#248: SCHOOL DAYS. I imagine that many of the readers who fell deliriously in love with the Harry Potter books have never realized that they are the tail end of a very long British tradition, of the public school story. All the elements are there in Rowling’s books: the division into houses, the house loyalties, the prefects and head boys, sports, swotting, etc. etc., but with magic added in, which changes things not a little. Rather as Tolkien ushered in the world of adult fantasy novels, the public school story has its original. Thomas Hughes wrote Tom Brown’s Schooldays hoping to prepare his son for going off to Rugby School, run at that time by the heroic and pioneering figure of Dr. Thomas Arnold (father of the poet Matthew); this opened the door for a long sub-genre of English publishing, running in popularity from the mid-nineteenth century until just after World War II, by which time it had turned into the sausage factory of the boy’s weekly magazines so nicely anatomized in a wonderful essay by George Orwell. Isabel Quigley’s book The Heirs of Tom Brown: The English School Story was published by Oxford in 1984; even now, getting on for forty years old, it still tells us some interesting, surprising and relevant things about the genre—and about British society.
Reading Tom Brown’s Schooldays nowadays is a look backward into a distant and different universe, and I can’t see many children slogging through it any more. It has a frankly moral and didactic purpose to it and an air of patriotic and evangelical high-mindedness. One of the surprises of Quigley’s book is that Hughes’s feeling for the intellectual and moral seriousness of Dr. Arnold’s reforms got overlooked, and opened the door to its being an influence towards sports-worship and philistinism in the later school systems. Hughes’s book is thickly, inevitably imbued with the class-consciousness of its time: Tom’s first encounter with East, at the beginning of Chapter Five, is as nice a little scene on the issue of Victorian class as a history book could ever give you. And it’s earnest, earnest, earnest, to the point of inducing claustrophobia; instead of being charmed by its world, you just are glad you can escape it by closing the book. It would be almost a decade before the suffocations of that world kicked the back of Lewis Carroll’s head open and the Alice stories dropped their anarchic silliness into the water supply.
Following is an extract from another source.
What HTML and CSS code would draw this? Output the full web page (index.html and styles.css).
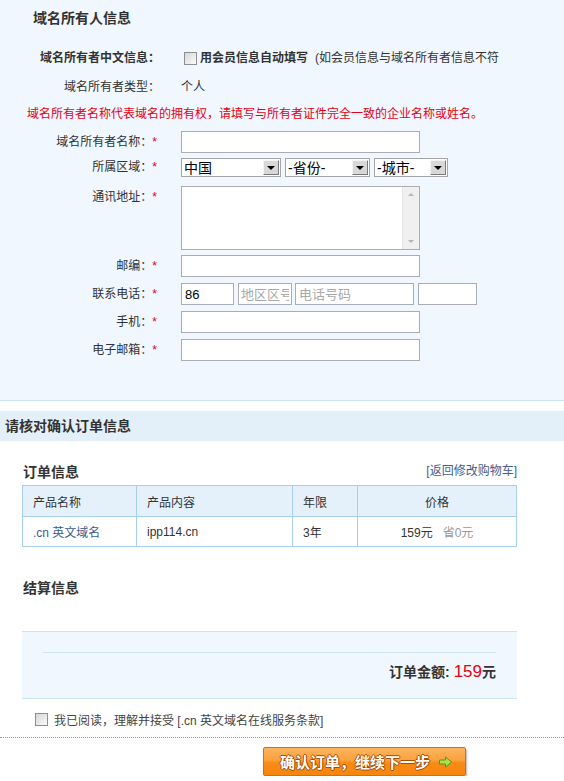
FILE: index.html
```html
<!DOCTYPE html>
<html lang="zh-CN">
<head>
  <meta charset="UTF-8">
  <meta name="viewport" content="width=device-width, initial-scale=1.0">
  <title>确认订单</title>
  <link rel="stylesheet" href="styles.css">
</head>
<body>

  <div class="owner">
    <h2 class="owner-title">域名所有人信息</h2>

    <div class="info-row info-first">
      <span class="info-label strong">域名所有者中文信息<i class="colon">：</i></span>
      <div class="info-value autofill">
        <input type="checkbox" class="chk">
        <b>用会员信息自动填写</b>
        <span class="hint">(如会员信息与域名所有者信息不符</span>
      </div>
    </div>

    <div class="info-row">
      <span class="info-label">域名所有者类型<i class="colon">：</i></span>
      <div class="info-value">个人</div>
    </div>

    <p class="notice">域名所有者名称代表域名的拥有权，请填写与所有者证件完全一致的企业名称或姓名。</p>

    <div class="form-row row-first">
      <label class="form-label">域名所有者名称<i class="colon">：</i><em>*</em></label>
      <input type="text" class="txt">
    </div>

    <div class="form-row row-select">
      <label class="form-label">所属区域<i class="colon">：</i><em>*</em></label>
      <div class="selects">
        <div class="sel sel-country">
          <select><option>中国</option></select>
          <span class="sel-btn"></span>
        </div>
        <div class="sel sel-province">
          <select><option>-省份-</option></select>
          <span class="sel-btn"></span>
        </div>
        <div class="sel sel-city">
          <select><option>-城市-</option></select>
          <span class="sel-btn"></span>
        </div>
      </div>
    </div>

    <div class="form-row row-area">
      <label class="form-label">通讯地址<i class="colon">：</i><em>*</em></label>
      <div class="area">
        <textarea></textarea>
        <div class="area-bar">
          <span class="up"></span>
          <span class="down"></span>
        </div>
      </div>
    </div>

    <div class="form-row row-zip">
      <label class="form-label">邮编<i class="colon">：</i><em>*</em></label>
      <input type="text" class="txt">
    </div>

    <div class="form-row">
      <label class="form-label">联系电话<i class="colon">：</i><em>*</em></label>
      <div class="phone">
        <input type="text" class="txt ph-country" value="86">
        <input type="text" class="txt ph-area" placeholder="地区区号">
        <input type="text" class="txt ph-number" placeholder="电话号码">
        <input type="text" class="txt ph-ext">
      </div>
    </div>

    <div class="form-row">
      <label class="form-label">手机<i class="colon">：</i><em>*</em></label>
      <input type="text" class="txt">
    </div>

    <div class="form-row">
      <label class="form-label">电子邮箱<i class="colon">：</i><em>*</em></label>
      <input type="text" class="txt">
    </div>
  </div>

  <h3 class="confirm-bar">请核对确认订单信息</h3>

  <div class="order">
    <div class="order-head">
      <h4>订单信息</h4>
      <a href="#" class="back-link">[返回修改购物车]</a>
    </div>

    <table class="order-table">
      <tr>
        <th class="col-name">产品名称</th>
        <th class="col-content">产品内容</th>
        <th class="col-year">年限</th>
        <th class="col-price">价格</th>
      </tr>
      <tr>
        <td class="product">.cn 英文域名</td>
        <td>ipp114.cn</td>
        <td>3年</td>
        <td class="price">159元<span class="save">省0元</span></td>
      </tr>
    </table>

    <h4 class="settle-title">结算信息</h4>

    <div class="settle">
      <div class="settle-inner">
        订单金额: <span class="amount">159</span>元
      </div>
    </div>

    <div class="agree">
      <input type="checkbox" class="chk">
      <span>我已阅读，理解并接受 [.cn 英文域名在线服务条款]</span>
    </div>
  </div>

  <div class="actions">
    <button type="button" class="submit">
      确认订单，继续下一步
      <svg width="15" height="12" viewBox="0 0 15 12">
        <polygon points="1.5,4 7.5,4 7.5,1 13.5,6 7.5,11 7.5,8 1.5,8" fill="#a6e34f" stroke="#4f9a16" stroke-width="1"/>
      </svg>
    </button>
  </div>

</body>
</html>
```

FILE: styles.css
```css
/* page */
body {
  margin: 0;
  font: 12px "Liberation Sans", "Noto Sans CJK SC", sans-serif;
  color: #333;
  background: #fff;
}

input, select, textarea, button {
  font-family: "Liberation Sans", "Noto Sans CJK SC", sans-serif;
}

/* owner block */
.owner {
  background: #f0f7fe;
  border-bottom: 1px solid #c9e2f5;
  padding: 9px 0 39px;
}

.owner-title {
  margin: 0 0 0 33px;
  font-size: 14px;
  line-height: 18px;
}

.colon {
  font-style: normal;
  font-family: "Noto Sans CJK TC", sans-serif;
  line-height: 1;
}

.info-row {
  display: grid;
  grid-template-columns: 160px 1fr;
  column-gap: 21px;
  line-height: 20px;
  margin-top: 9px;
}

.info-first {
  margin-top: 21px;
}

.info-label {
  text-align: right;
}

.info-label.strong {
  font-weight: bold;
}

.autofill {
  display: flex;
  align-items: center;
  white-space: nowrap;
}

.autofill .chk {
  margin: 0 3px 0 3px;
}

.hint {
  margin-left: 7px;
}

.chk {
  appearance: none;
  -webkit-appearance: none;
  width: 13px;
  height: 13px;
  margin: 0;
  border: 1px solid #8e8f8f;
  background: linear-gradient(135deg, #d6d6d6, #fbfbfb);
  flex: none;
}

.notice {
  margin: 7px 0 0 27px;
  color: #e60012;
  line-height: 20px;
}

/* form rows */
.form-row {
  display: grid;
  grid-template-columns: 157px auto;
  column-gap: 24px;
  justify-content: start;
  align-items: start;
  margin-top: 6px;
}

.row-first {
  margin-top: 7px;
}

.row-select {
  margin-top: 5px;
}

.row-area {
  margin-top: 9px;
}

.row-zip {
  margin-top: 5px;
}

.form-label {
  text-align: right;
  line-height: 22px;
  height: 22px;
}

.form-label em {
  font-style: normal;
  color: #e60012;
}

.row-select .form-label {
  line-height: 19px;
  height: 19px;
}

.txt {
  box-sizing: border-box;
  width: 239px;
  height: 22px;
  margin: 0;
  padding: 0 3px;
  border: 1px solid #abadb3;
  background: #fff;
  font-size: 13px;
  color: #000;
}

.txt::placeholder {
  color: #a8a8a8;
}

/* selects */
.selects {
  display: flex;
  gap: 4px;
}

.sel {
  box-sizing: border-box;
  display: flex;
  align-items: center;
  height: 19px;
  border: 1px solid #a5a5a5;
  background: #fff;
}

.sel-country {
  width: 100px;
}

.sel-province {
  width: 85px;
}

.sel-city {
  width: 74px;
}

.sel select {
  appearance: none;
  -webkit-appearance: none;
  flex: 1;
  min-width: 0;
  height: 17px;
  border: none;
  background: transparent;
  padding: 0 2px;
  font-size: 14px;
  color: #000;
}

.sel-btn {
  box-sizing: border-box;
  width: 16px;
  height: 15px;
  margin-right: 1px;
  border: 1px solid;
  border-color: #f4f4f4 #7a7a7a #7a7a7a #f4f4f4;
  background: #d8d8d8;
  display: flex;
  align-items: center;
  justify-content: center;
}

.sel-btn::after {
  content: "";
  border-left: 4px solid transparent;
  border-right: 4px solid transparent;
  border-top: 4px solid #000;
}

/* textarea */
.area {
  box-sizing: border-box;
  display: flex;
  width: 239px;
  height: 64px;
  border: 1px solid #abadb3;
  background: #fff;
}

.area textarea {
  flex: 1;
  border: none;
  resize: none;
  outline: none;
  padding: 2px;
  background: transparent;
}

.area-bar {
  width: 16px;
  background: #f0f0f0;
  border-left: 1px solid #e4e4e4;
  display: flex;
  flex-direction: column;
  justify-content: space-between;
  align-items: center;
  padding: 6px 0;
}

.area-bar .up {
  border-left: 3px solid transparent;
  border-right: 3px solid transparent;
  border-bottom: 3px solid #b5b5b5;
}

.area-bar .down {
  border-left: 3px solid transparent;
  border-right: 3px solid transparent;
  border-top: 3px solid #b5b5b5;
}

/* phone */
.phone {
  display: flex;
}

.phone .ph-country {
  width: 53px;
}

.phone .ph-area {
  width: 54px;
  margin-left: 4px;
  padding: 0 2px;
  overflow: hidden;
}

.phone .ph-number {
  width: 119px;
  margin-left: 3px;
}

.phone .ph-ext {
  width: 59px;
  margin-left: 4px;
}

/* confirm bar */
.confirm-bar {
  margin: 10px 0 0;
  background: #e3f0fa;
  height: 30px;
  line-height: 30px;
  padding-left: 5px;
  font-size: 14px;
}

/* order */
.order {
  padding: 0 47px 0 22px;
}

.order-head {
  display: flex;
  justify-content: space-between;
  align-items: center;
  margin-top: 21px;
  height: 20px;
}

.order-head h4,
.settle-title {
  margin: 0 0 0 1px;
  font-size: 14px;
  line-height: 20px;
}

.back-link {
  color: #44608c;
  text-decoration: none;
  margin-top: -6px;
}

.order-table {
  width: 495px;
  margin-top: 3px;
  border-collapse: collapse;
  table-layout: fixed;
}

.order-table th,
.order-table td {
  border: 1px solid #a6cff1;
  padding: 0 0 0 10px;
  text-align: left;
  font-weight: normal;
}

.order-table th {
  background: #e4f1fb;
  height: 30px;
}

.order-table td {
  height: 29px;
  background: #fff;
}

.col-name {
  width: 103px;
}

.col-content {
  width: 145px;
}

.col-year {
  width: 54px;
}

.order-table .col-price,
.order-table .price {
  text-align: center;
  padding-left: 0;
}

.product {
  color: #3b5b8c;
}

.save {
  color: #999;
  margin-left: 10px;
}

.settle-title {
  margin-top: 31px;
}

.settle {
  margin-top: 33px;
  background: #f0f7fe;
  border-top: 1px solid #cde4f5;
  border-bottom: 1px solid #cde4f5;
  padding: 20px 21px 14px;
}

.settle-inner {
  border-top: 1px solid #cde4f5;
  padding-top: 7px;
  text-align: right;
  font-size: 14px;
  font-weight: bold;
  line-height: 24px;
}

.amount {
  color: #e60012;
  font-size: 17px;
  font-weight: normal;
}

.agree {
  display: flex;
  align-items: center;
  gap: 6px;
  margin: 10px 0 8px;
  padding-left: 13px;
  height: 20px;
  color: #444;
}

/* actions */
.actions {
  border-top: 1px dotted #999;
  padding: 9px 0 0 263px;
}

.submit {
  width: 203px;
  height: 29px;
  display: flex;
  align-items: center;
  justify-content: center;
  gap: 8px;
  padding: 0 0 0 4px;
  border: 1px solid #dc6c05;
  border-radius: 2px;
  background: linear-gradient(#fdb460 0%, #fba23d 45%, #f98a14 55%, #f7860f 100%);
  box-shadow: 1px 2px 2px rgba(0, 0, 0, 0.3);
  color: #fff;
  font-size: 15px;
  font-weight: bold;
  text-shadow: 1px 0 #a54c00, -1px 0 #a54c00, 0 1px #a54c00, 0 -1px #a54c00;
  cursor: pointer;
}
```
Perhaps being female allowed Quigley to poke her nose into the genre’s chief and most furtive taboo. In 1917 Alec Waugh (yes, brother of Evelyn) published The Loom of Youth, which gave Aunt Agatha and everyone else the trembles by suggesting that some of the boys were tackling each other off the football field as well as on. The suggestion of sexuality was as mild as could be, to our eyes—many yawns await anyone reading The Loom of Youth these days hoping for gay smut—but was sufficient to get him kicked out of Sherborne School’s old boys society. At the risk of feeling superior, I’ve wondered what Waugh’s audience would have made of the most recent of public school stories, the Netflix series “Young Royals,” in which the Swedish prince’s decision to abdicate the throne to be with his boyfriend is met with all-but-audible applause from the scriptwriter and the background music score. This is not to mention “Heartstopper,” not to mention Benjamin Alire Saenz’s beautifully written Aristotle and Dante stories, certainly not to mention the other Netflix series “Sex Education”. In these new iterations, the tone ranges from soap opera to delicate observation to tearing-the-band-aid-off rude humor. The times they are a-changing, thank you Jesus.
The aforementioned sausage factory was where the genre ran down to, in boys’ weeklies like the Gem and Magnet, which raised the fantasy appeal of public schools to working-class kids who would never get into one, and the record-setting logorrhea of Frank Richards, the voluminously productive writer who created Billy Bunter. Bunter (no relation to Lord Peter Wimsey’s valet, thank you very much) went from being a side character to a lead, and ended up as the hero of a floodtide of stories and a tv series that ran until 1961. All now forgotten except by nostalgic (mostly British) males, these verbose and formulaic series were immortalized again with a sharp eye by George Orwell in his essay, “Boys’ Weeklies,” reprinted in the paperback selection A Collection of Essays (Harcourt Brace Jovanovich). It’s priceless stuff, and should be accompanied by a reading of “Such, Such Were the Joys,” his great memoir of his own public school days. No one ever did it better; it’s vivid, insightful, and it leaves a welt.